Silver Bullets for Glass Ceilings in Ivory Towers
Introducing the Vectors of Opportunity Framework (VoOF) to evaluate equity for (ab)normative university students
(content taken from 3 Minute Thesis speech)
This project began with a puzzle – a perplexity, if you will – as to how claims for inclusion could be dismissed as a politics of identity; for aren’t everyone’s opportunities contingent on their identities? Is everyone not shaped by their characteristics, their resources, their experiences; don’t these define our life chances and how we can access them? Is identity not threatened and weaponised across the political spectrum to maintain and wield power, to form communities and sow division?
My aim was to reconceptualise – to complicate and disaggregate – how we view, measure and tell stories about identity’s relationship with opportunity. In academic terms it is an intersectional, decolonial, diversity-sensitive, disability and neurodivergence affirming, critical queer feminist approach; but I’m not telling the story like that. What matters is that it is a reflection of the everyday existence of university students, a model of lived experience defined by those living it themselves.

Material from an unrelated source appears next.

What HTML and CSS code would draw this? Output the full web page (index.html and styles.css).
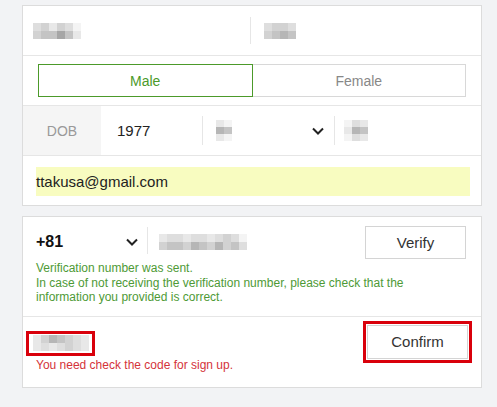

The liberal tradition delivered human rights on the basis of abstract philosophical individualism. Principally, our common humanity trumped the explicit exclusion of historical norms; but we know that in practice power embeds and perpetuates itself, especially when money is concerned.
Policymaking reduces us to datapoints; an increasingly complex world simplified into ones and zeros. These models are built on cognitive shortcuts about how we live, learn and make choices. Our policies assume a direct causal link between identity and opportunity but only for those whose identity diverges from those norms. Universities call these equity groups. Such models lead us to believe that difference means deficiencies and that diversity means dumbing it all down.

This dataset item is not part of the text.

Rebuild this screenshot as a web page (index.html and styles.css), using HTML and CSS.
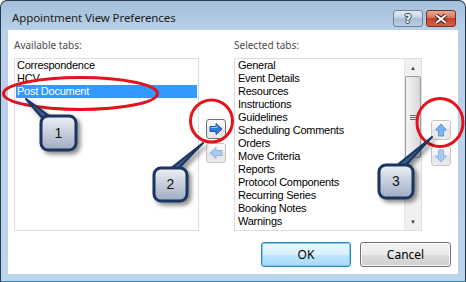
FILE: index.html
```html
<!DOCTYPE html>
<html lang="en">
<head>
    <meta charset="UTF-8">
    <title>Appointment View Preferences</title>
    <link rel="stylesheet" href="styles.css">
</head>
<body>
<div class="window">
    <div class="titlebar">
        <span class="title">Appointment View Preferences</span>
        <div class="caption-buttons">
            <div class="cap-btn help">?</div>
            <div class="cap-btn close">
                <svg width="14" height="10" viewBox="0 0 14 10">
                    <path d="M2 1l5 4 5-4M2 9l5-4 5 4" stroke="#4a1a12" stroke-width="4" fill="none"/>
                    <path d="M2 1l5 4 5-4M2 9l5-4 5 4" stroke="#fff" stroke-width="2" fill="none"/>
                </svg>
            </div>
        </div>
    </div>
    <div class="client">
        <div class="panes">
            <div class="label">Available tabs:</div>
            <div></div>
            <div class="label">Selected tabs:</div>
            <div></div>

            <div class="listbox left-list">
                <div class="item">Correspondence</div>
                <div class="item">HCV</div>
                <div class="item selected">Post Document</div>
            </div>
            <div class="move-buttons">
                <div class="icon-btn focused">
                    <svg width="14" height="12" viewBox="0 0 14 12">
                        <path d="M1 3.5h6V0.5l6 5.5-6 5.5V8.5H1z" fill="#2f7ad8" stroke="#1c58a8" stroke-width="1"/>
                        <path d="M2 4.5h6V3" stroke="#9cc8f6" stroke-width="1" fill="none"/>
                    </svg>
                </div>
                <div class="icon-btn">
                    <svg width="14" height="12" viewBox="0 0 14 12">
                        <path d="M13 3.5H7V0.5L1 6l6 5.5V8.5h6z" fill="#a9cbf0" stroke="#8cb4e2" stroke-width="1"/>
                    </svg>
                </div>
            </div>
            <div class="listbox right-list">
                <div class="items">
                    <div class="item">General</div>
                    <div class="item">Event Details</div>
                    <div class="item">Resources</div>
                    <div class="item">Instructions</div>
                    <div class="item">Guidelines</div>
                    <div class="item">Scheduling Comments</div>
                    <div class="item">Orders</div>
                    <div class="item">Move Criteria</div>
                    <div class="item">Reports</div>
                    <div class="item">Protocol Components</div>
                    <div class="item">Recurring Series</div>
                    <div class="item">Booking Notes</div>
                    <div class="item">Warnings</div>
                    <div class="item">Access Details</div>
                </div>
                <div class="scrollbar">
                    <div class="sb-arrow">&#9650;</div>
                    <div class="sb-track">
                        <div class="sb-thumb"><span class="grip"></span></div>
                    </div>
                    <div class="sb-arrow">&#9660;</div>
                </div>
            </div>
            <div class="order-buttons">
                <div class="icon-btn">
                    <svg width="12" height="14" viewBox="0 0 12 14">
                        <path d="M3.5 13V7H0.5L6 1l5.5 6H8.5v6z" fill="#7fb4ec" stroke="#5b95d6" stroke-width="1"/>
                    </svg>
                </div>
                <div class="icon-btn">
                    <svg width="12" height="14" viewBox="0 0 12 14">
                        <path d="M3.5 1v6H0.5L6 13l5.5-6H8.5V1z" fill="#a9cbf0" stroke="#8cb4e2" stroke-width="1"/>
                    </svg>
                </div>
            </div>
        </div>
        <div class="dialog-buttons">
            <div class="button default">OK</div>
            <div class="button">Cancel</div>
        </div>
    </div>
</div>

<svg class="annotations" width="466" height="282" viewBox="0 0 466 282">
    <defs>
        <linearGradient id="box" x1="0" y1="0" x2="0" y2="1">
            <stop offset="0" stop-color="#eef1f6"/>
            <stop offset="1" stop-color="#9eabc2"/>
        </linearGradient>
        <filter id="shadow" x="-30%" y="-30%" width="170%" height="170%">
            <feDropShadow dx="3" dy="3" stdDeviation="2" flood-color="#000" flood-opacity="0.45"/>
        </filter>
    </defs>

    <ellipse cx="80.5" cy="93.5" rx="77" ry="16" fill="none" stroke="#e3121b" stroke-width="3"/>
    <ellipse cx="211.5" cy="121" rx="21" ry="21" fill="none" stroke="#e3121b" stroke-width="3"/>
    <ellipse cx="440" cy="122.5" rx="23" ry="24" fill="none" stroke="#e3121b" stroke-width="3"/>

    <g filter="url(#shadow)">
        <path d="M26 99 L52 118 L44 120 Z" fill="#3a5a86" stroke="#1b355e" stroke-width="2" stroke-linejoin="round"/>
        <rect x="41" y="116" width="35" height="34" rx="7" fill="url(#box)" stroke="#1b355e" stroke-width="3"/>
    </g>
    <text x="58.5" y="138" class="callout-num">1</text>

    <g filter="url(#shadow)">
        <path d="M203 143 L178 169 L170 169 Z" fill="#3a5a86" stroke="#1b355e" stroke-width="2" stroke-linejoin="round"/>
        <rect x="154" y="168" width="33" height="33" rx="7" fill="url(#box)" stroke="#1b355e" stroke-width="3"/>
    </g>
    <text x="170.5" y="189" class="callout-num">2</text>

    <g filter="url(#shadow)">
        <path d="M432 137 L405 166 L396 166 Z" fill="#3a5a86" stroke="#1b355e" stroke-width="2" stroke-linejoin="round"/>
        <rect x="379" y="165" width="34" height="33" rx="7" fill="url(#box)" stroke="#1b355e" stroke-width="3"/>
    </g>
    <text x="396" y="186" class="callout-num">3</text>
</svg>
</body>
</html>
```

FILE: styles.css
```css
* {
    box-sizing: border-box;
}

body {
    margin: 0;
    width: 466px;
    height: 282px;
    overflow: hidden;
    position: relative;
    background: #ffffff;
    font-family: "Liberation Sans", Arial, sans-serif;
    font-size: 11px;
    color: #000;
}

.window {
    display: flex;
    flex-direction: column;
    width: 466px;
    height: 282px;
    border: 1px solid #26384c;
    border-bottom-color: #1f8fa8;
    border-radius: 7px 7px 0 0;
    background: linear-gradient(to bottom, #a5bfdb 0, #b9d0e8 30px, #bcd4ec 100%);
}

.titlebar {
    height: 29px;
    display: flex;
    align-items: flex-start;
    justify-content: space-between;
    padding: 0 9px 0 11px;
}

.title {
    font-family: "Noto Sans", sans-serif;
    font-size: 11.5px;
    color: #1c1c1c;
    margin-top: 9px;
    letter-spacing: -0.1px;
}

.caption-buttons {
    display: flex;
    gap: 3px;
    margin-top: 9px;
}

.cap-btn {
    width: 30px;
    height: 17px;
    border-radius: 3px;
    display: flex;
    align-items: center;
    justify-content: center;
}

.help {
    border: 1px solid #6f8399;
    background: linear-gradient(to bottom, #e1eaf4 0%, #c4d5e7 45%, #a9bfd7 50%, #b9cde2 100%);
    font-family: "DejaVu Sans", sans-serif;
    font-weight: bold;
    font-size: 12px;
    color: #fff;
    text-shadow: 0 0 1px #34455a, 1px 0 0 #34455a, -1px 0 0 #34455a, 0 1px 0 #34455a, 0 -1px 0 #34455a;
}

.close {
    border: 1px solid #7a2a1e;
    background: linear-gradient(to bottom, #e9a897 0%, #d87560 45%, #c4432a 50%, #d4604a 100%);
}

.client {
    flex: 1;
    margin: 0 7px 7px 7px;
    background: #ffffff;
    padding: 9px 7px 0 6px;
}

.panes {
    display: grid;
    grid-template-columns: 185px 35px 188px 29px;
    grid-template-rows: 13px 173px;
    row-gap: 6px;
}

.label {
    font-family: "Noto Sans", sans-serif;
    font-size: 10px;
    line-height: 13px;
    color: #4a4a4a;
}

.listbox {
    border: 1px solid #dadde3;
    background: #fff;
    overflow: hidden;
}

.left-list {
    padding: 0 1px;
}

.item {
    height: 13px;
    line-height: 13px;
    padding-left: 1px;
    white-space: nowrap;
    letter-spacing: -0.25px;
}

.selected {
    background: #3399ff;
    color: #fff;
}

.right-list {
    display: flex;
}

.right-list .items {
    flex: 1;
    padding-left: 2px;
    overflow: hidden;
}

.scrollbar {
    width: 17px;
    display: flex;
    flex-direction: column;
    background: #f0f0f0;
    border-left: 1px solid #e6e6e6;
}

.sb-arrow {
    height: 17px;
    font-size: 6px;
    color: #404040;
    display: flex;
    align-items: center;
    justify-content: center;
}

.sb-track {
    flex: 1;
}

.sb-thumb {
    height: 82px;
    border: 1px solid #9b9b9b;
    border-radius: 2px;
    background: linear-gradient(to right, #f4f4f4, #e7e7e7 50%, #d6d6d6);
    display: flex;
    align-items: center;
    justify-content: center;
}

.grip {
    width: 7px;
    height: 5px;
    border-top: 1px solid #6a6a6a;
    border-bottom: 1px solid #6a6a6a;
    background: linear-gradient(#6a6a6a, #6a6a6a) center / 100% 1px no-repeat;
}

.move-buttons,
.order-buttons {
    display: flex;
    flex-direction: column;
}

.move-buttons {
    padding: 61px 0 0 7px;
    gap: 4px;
}

.order-buttons {
    padding: 62px 0 0 9px;
    gap: 6px;
}

.icon-btn {
    width: 20px;
    height: 20px;
    border: 1px solid #c4c4c4;
    border-radius: 3px;
    background: linear-gradient(to bottom, #fbfbfb, #eeeeee 50%, #e3e3e3 51%, #ececec);
    display: flex;
    align-items: center;
    justify-content: center;
}

.icon-btn.focused {
    border-color: #707070;
}

.dialog-buttons {
    display: flex;
    justify-content: flex-end;
    gap: 9px;
    margin-top: 11px;
}

.button {
    width: 91px;
    height: 25px;
    border: 1px solid #707070;
    border-radius: 3px;
    background: linear-gradient(to bottom, #f2f2f2 0%, #ebebeb 50%, #dddddd 51%, #cfcfcf 100%);
    box-shadow: inset 0 0 0 1px #fcfcfc;
    font-family: "Noto Sans", sans-serif;
    font-size: 12px;
    display: flex;
    align-items: center;
    justify-content: center;
}

.button.default {
    width: 90px;
    border-color: #3c7fb1;
    background: linear-gradient(to bottom, #eaf6fd 0%, #d9f0fc 50%, #bee6fd 51%, #a7d9f5 100%);
    box-shadow: inset 0 0 0 1px #6bd4f8;
}

.annotations {
    position: absolute;
    left: 0;
    top: 0;
    pointer-events: none;
}

.callout-num {
    font-family: "Liberation Sans", Arial, sans-serif;
    font-size: 14px;
    fill: #111;
    text-anchor: middle;
}
```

The framework I’ve developed complicates the relationship between identity and opportunity by introducing the vector element: experience. I’ve thematically coded identity characteristics, resource and network maps and experiences into four vectors: Security, that’s your basic needs; Dignity, relational needs; Responsibility, dependencies; and Capability, which is your capacity to aspire and achieve. That’s what we currently make education policy about.
892 questions are organised into 120 strata across 13 themes. The survey collects neutral, nominal – facts – data like number and type of guardians, as well as ordinal – feels – data about the experience of those facts. Participants defining direction and scale themselves ensures we assume neither what an experience is, nor its impact. A different identity or experience is not necessarily a deficient one, and more importantly perhaps, cannot be used as a simple proxy for the source of opportunity without its context. That context is thematically presented through the four vectors.

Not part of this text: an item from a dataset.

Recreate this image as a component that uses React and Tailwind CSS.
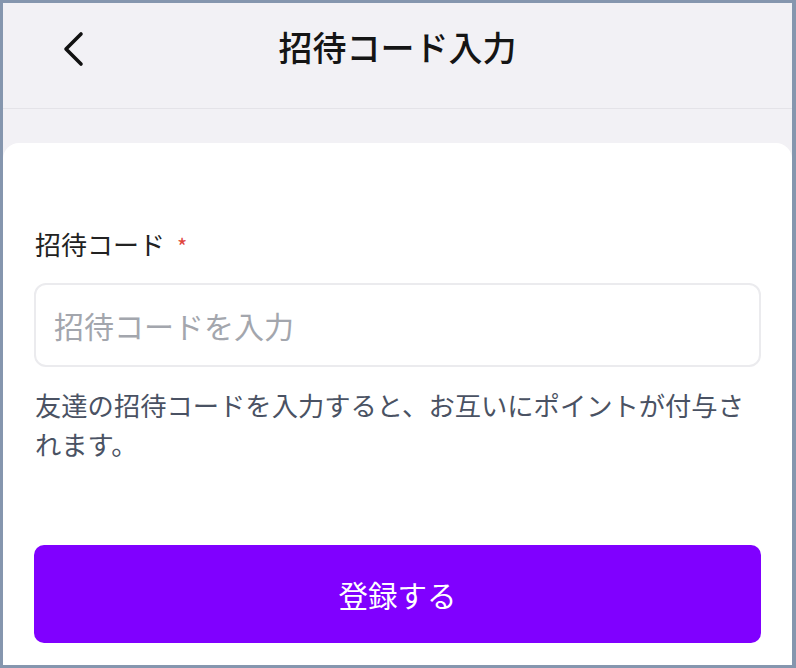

This is what I look like in this framework, and it doesn’t differ much when you disaggregate the three time frames (younger than 18, at uni, as an adult). Policy that endeavours to engage me on a capability front is necessarily inequitable, ineffective and inefficient, because that is not where I need the help. I need Bronte, a stable housing situation, flexible work based in trust, and communities who accept me as a chaotically creative, often brilliant but also ridiculous and bizarre human being. Contemporary policymaking can’t see this, but the VoOF is built for this purpose.
Policy relies on stories as to who we are and how we live. It is no longer an option to base these narratives on the assumptions, aggregates and aspirations of policymaking built on exclusion. Identity politics is just politics and a better future lies in recognising that.
Research Questions
Who is the normative student in Australian university policy?
Who is the everyday student in Australian universities?
How can policy reconcile who students are with who it believes them to be?